Published: October 31, 2007

 

English PEN has received reports that the Zimbabwean reporter, Gift Phiri, who had been on trial since April 2007, has been acquitted. We warmly welcome this news but remain deeply concerned for the safety of Phiri and a number of other journalists in Zimbabwe following the recent circulation of a purported government 'blacklist'.

 

Phiri was on trial for for 'publishing false news' and working as a journalist without official accreditation. The charge of publishing false news was dropped in July and the second charge was then dropped on 30 August. If convicted Phiri could have faced a jail sentence of up to two years.

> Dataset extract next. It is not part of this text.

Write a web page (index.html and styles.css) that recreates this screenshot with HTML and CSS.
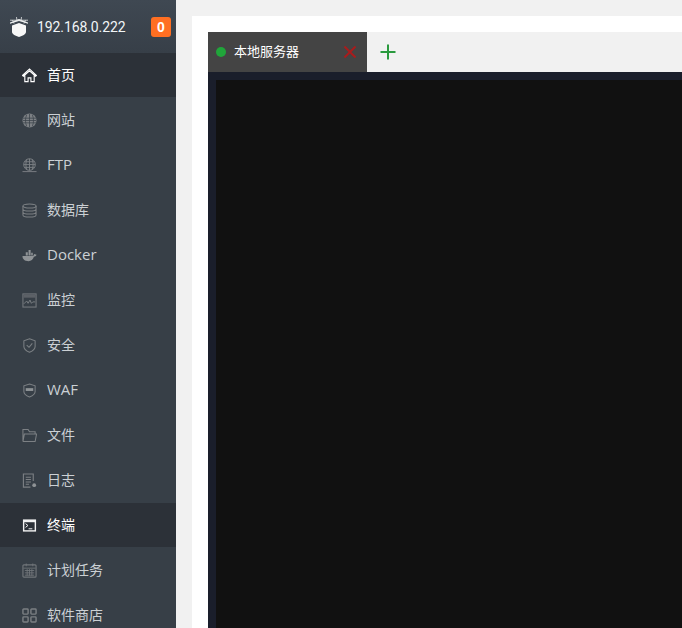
FILE: index.html
```html
<!DOCTYPE html>
<html lang="zh-CN">
<head>
<meta charset="utf-8">
<title>终端</title>
<link rel="stylesheet" href="styles.css">
</head>
<body>
<div class="app">
  <aside class="sidebar">
    <div class="brand">
      <svg class="logo" viewBox="0 0 18 20"><path d="M0 5.500 9 2l9 3.500v1.200L9 4 0 6.700z" fill="#eef0f0"/><path d="M2.500 3 4 6.500M6.500 0 7 4M11.500 0 11 4M15.500 3 14 6.500M0 3.200h18" stroke="#dfe2e3" stroke-width=".8"/><path d="M2 8.500 9 6l7 2.500V15c0 2.200-3.500 4-7 5-3.500-1-7-2.800-7-5z" fill="#f7f7f7"/></svg>
      <span class="ip">192.168.0.222</span>
      <span class="badge">0</span>
    </div>
    <nav class="menu">
      <a class="item active"><svg class="icon" viewBox="0 0 16 16"><path d="M.5 8 8 1l7.500 7-1 .8L8 2.900 1.500 8.800zM3 8v6.500H6.500V10.500H9.500V14.500H13V8" fill="none" stroke="#fff" stroke-width="1.200"/></svg><span>首页</span></a>
      <a class="item"><svg class="icon" viewBox="0 0 16 16"><circle cx="8" cy="8" r="7.500" fill="#7c8084"/><path d="M1 5.500h14M1 8h14M1 10.500h14M8 1v14M5 1.800c-1.700 3.800-1.700 8.600 0 12.400M11 1.800c1.700 3.800 1.700 8.600 0 12.400" fill="none" stroke="#3a4149" stroke-width=".8"/></svg><span>网站</span></a>
      <a class="item"><svg class="icon" viewBox="0 0 16 16"><g fill="none" stroke="#7c8084" stroke-width="1"><circle cx="8" cy="7" r="6.200"/><path d="M8 .8v12.400M1.800 7h12.400M2.800 4h10.400M2.800 10h10.400M5.300 1.500c-1.600 3.500-1.600 7.500 0 11M10.700 1.500c1.600 3.500 1.600 7.500 0 11M.5 14.500h15"/></g></svg><span class="latin">FTP</span></a>
      <a class="item"><svg class="icon" viewBox="0 0 16 16"><g fill="none" stroke="#7c8084" stroke-width="1.100"><ellipse cx="8" cy="3.200" rx="7" ry="2.200"/><path d="M1 3.200v9.600c0 1.200 3.100 2.200 7 2.200s7-1 7-2.200V3.200M1 6.400c0 1.200 3.100 2.200 7 2.200s7-1 7-2.200M1 9.600c0 1.200 3.100 2.200 7 2.200s7-1 7-2.200"/></g></svg><span>数据库</span></a>
      <a class="item"><svg class="icon" viewBox="0 0 16 16"><path d="M.5 8.500h11.500l1-2.200 2.500.9c-.5 1.500-1.700 2-2.800 2.200-.8 2.900-3 4.600-5.700 4.600-4 0-6.500-2-6.500-5.500z" fill="#8f9396"/><path d="M4 4.500h2.200v3.500H4zM7 2h2.200v6H7zM9.800 5h1.700v3H9.800z" fill="#8f9396"/></svg><span class="latin">Docker</span></a>
      <a class="item"><svg class="icon" viewBox="0 0 16 16"><rect x="1" y="1" width="14" height="14" fill="none" stroke="#72777b" stroke-width="1.200"/><path d="M1.500 1.500h13v3.500h-13z" fill="#5c6167"/><path d="M2 11.500 5 8.500 6.500 11 8.500 7.500 10 11 11.500 9.500H14" fill="none" stroke="#7c8084" stroke-width="1"/></svg><span>监控</span></a>
      <a class="item"><svg class="icon" viewBox="0 0 16 16"><path d="M8 .8 14 3v6c0 3-3.200 5-6 6.200C5.200 14 2 12 2 9V3z" fill="none" stroke="#7c8084" stroke-width="1.100"/><path d="M5 7.700 7.500 10 11 5.800" fill="none" stroke="#7c8084" stroke-width="1.100"/></svg><span>安全</span></a>
      <a class="item"><svg class="icon" viewBox="0 0 16 16"><path d="M8 1 14 3v6c0 3-3.200 4.800-6 6C5.200 13.800 2 12 2 9V3z" fill="none" stroke="#7c8084" stroke-width="1.100"/><path d="M4 5.500h8v3H4z" fill="#8f9396"/></svg><span class="latin">WAF</span></a>
      <a class="item"><svg class="icon" viewBox="0 0 16 16"><path d="M1 14.500V1.500H6.500L8 4H14V6.500M1 14.500H14L15.500 6.500H2.500L1 14.500" fill="none" stroke="#7c8084" stroke-width="1.100"/></svg><span>文件</span></a>
      <a class="item"><svg class="icon" viewBox="0 0 16 16"><path d="M12 8.500V1H1.500V15H9" fill="none" stroke="#7c8084" stroke-width="1.200"/><path d="M4 4.500h5.500M4 7h5.500M4 9.500h5.500M4 12h3.500" stroke="#7c8084" stroke-width="1.100"/><circle cx="13" cy="13" r="2" fill="#8f9396"/></svg><span>日志</span></a>
      <a class="item active"><svg class="icon" viewBox="0 0 16 16"><rect x="1" y="1.500" width="14" height="13" fill="#f2f2f2"/><rect x="2.500" y="4.500" width="11" height="8.500" fill="#2b3037"/><path d="M3.800 6 6.300 8 3.800 10M7 11.500H11" fill="none" stroke="#fff" stroke-width="1"/></svg><span>终端</span></a>
      <a class="item"><svg class="icon" viewBox="0 0 16 16"><rect x="1" y="2" width="14" height="13" rx="1" fill="none" stroke="#72777b" stroke-width="1.200"/><path d="M4.500 .5v3M11.500 .5v3M1.500 5.500h13M3 8h10M3 10.500h10M3 13h10M5.500 6.500v7M8 6.500v7M10.500 6.500v7" stroke="#72777b" stroke-width=".9"/></svg><span>计划任务</span></a>
      <a class="item"><svg class="icon" viewBox="0 0 16 16"><g fill="none" stroke="#7c8084" stroke-width="1.500"><rect x="1" y="1" width="5.500" height="5.500" rx=".8"/><rect x="9.500" y="1" width="5.500" height="5.500" rx=".8"/><rect x="1" y="9.500" width="5.500" height="5.500" rx=".8"/><rect x="9.500" y="9.500" width="5.500" height="5.500" rx=".8"/></g></svg><span>软件商店</span></a>
    </nav>
  </aside>
  <main class="content">
    <section class="card">
      <div class="tabs">
        <div class="tab">
          <span class="dot"></span>
          <span class="tab-name">本地服务器</span>
          <svg class="close" viewBox="0 0 12 12"><path d="M.5.500 11.500 11.500M11.500.500.500 11.500" stroke="#a81c1c" stroke-width="2"/></svg>
        </div>
        <svg class="add" viewBox="0 0 16 16"><path d="M8 .5v15M.5 8h15" stroke="#2a9a3e" stroke-width="2"/></svg>
      </div>
      <div class="terminal"><div class="screen"></div></div>
    </section>
  </main>
</div>
</body>
</html>
```

FILE: styles.css
```css
html, body {
  margin: 0;
  height: 100%;
  overflow: hidden;
}
body {
  background: #f1f1f1;
  font-family: "Open Sans", "Noto Sans CJK SC", sans-serif;
}
.app {
  display: flex;
  height: 628px;
}
.sidebar {
  width: 176px;
  flex: none;
  background: #373f47;
  overflow: hidden;
}
.brand {
  height: 53px;
  display: flex;
  align-items: center;
  padding-left: 10px;
  padding-right: 5px;
  box-sizing: border-box;
  background: linear-gradient(180deg, #3f4852, #373f48);
}
.logo {
  width: 18px;
  height: 20px;
  flex: none;
}
.ip {
  margin-left: 9px;
  font-family: "Roboto", "Liberation Sans", sans-serif;
  font-size: 14px;
  letter-spacing: -0.1px;
  color: #f1f5f7;
  flex: 1;
}
.badge {
  width: 20px;
  height: 20px;
  border-radius: 3px;
  background: #ff6f22;
  color: #fff;
  font: bold 14px/20px "Liberation Sans", sans-serif;
  text-align: center;
}
.menu {
  display: flex;
  flex-direction: column;
  gap: 1px;
}
.item {
  height: 44px;
  display: flex;
  align-items: center;
  padding-left: 22px;
  gap: 10px;
  font-size: 14px;
  line-height: 20px;
  color: #cbd0d4;
}
.item.active {
  background: #2c3138;
  color: #fff;
}
.icon {
  width: 15px;
  height: 15px;
  flex: none;
}
.latin {
  font-size: 15px;
  margin-bottom: 2px;
}
.content {
  flex: 1;
  padding: 16px 0 0 16px;
  min-width: 0;
}
.card {
  background: #fff;
  height: 100%;
  padding: 16px 0 0 16px;
  box-sizing: border-box;
}
.tabs {
  height: 40px;
  display: flex;
  align-items: center;
  background: #f1f1f1;
}
.tab {
  width: 159px;
  height: 40px;
  background: #444444;
  display: flex;
  align-items: center;
  padding: 0 11px 0 8px;
  box-sizing: border-box;
}
.dot {
  width: 10px;
  height: 10px;
  border-radius: 50%;
  background: #20a53a;
}
.tab-name {
  margin: 0 0 2px 8px;
  font-size: 13px;
  line-height: 18px;
  color: #fff;
}
.close {
  width: 12px;
  height: 12px;
  margin-left: auto;
}
.add {
  width: 16px;
  height: 16px;
  margin-left: 13px;
}
.terminal {
  background: #1a1e2b;
  padding: 8px 0 0 8px;
  height: 556px;
  box-sizing: border-box;
}
.screen {
  background: #111111;
  height: 100%;
}
```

The investigation into the torture allegations, reported by PEN at the time, was apparently not carried out.

 

To read earlier PEN bulletins reporting on Phiri's arrest and the allegations of torture please click here.

 

English PEN continues to be deeply concerned for the safety of Phiri and a number of other print journalists in Zimbabwe, whose names were included in a purported government 'blacklist' which was apparently leaked to the independent Zimbabwean press at the end of September. The document, dated June 2007, listed some fifteen journalists accused of 'working hand in hand with hostile anti-Zimbabwean forces' and who would be subject to strict surveillance and other unspecified measures in the run-up to Zimbabwe's presidential and parliamentary elections next year.

 

In addition to Phiri, the list reportedly included: Wilf Mbanga, editor of The Zimbabwean; Abel Mutsakani, editor of the website ZimOnline; Vincent Kahiya, Dumisani Muleya and Itai Mushekwe, publisher, editor and journalist respectively of the daily Zimbabwe Independent; Bill Saidi and Caiphas Chimhete, deputy editor and journalist respectively of the daily The Standard; and Njabulo Ncube, Kumbirai Mafunda and Clemence Manyukwe political editor and journalists of the daily Financial Gazette.

 

The government has denied the authenticity of the document. However three of the journalists listed, Phiri, Mutsakani and Saidi, have been attacked this year. Mutsakani was shot and seriously injured by three gunmen in South Africa in July, while Saidi received a bullet in an envelope in February.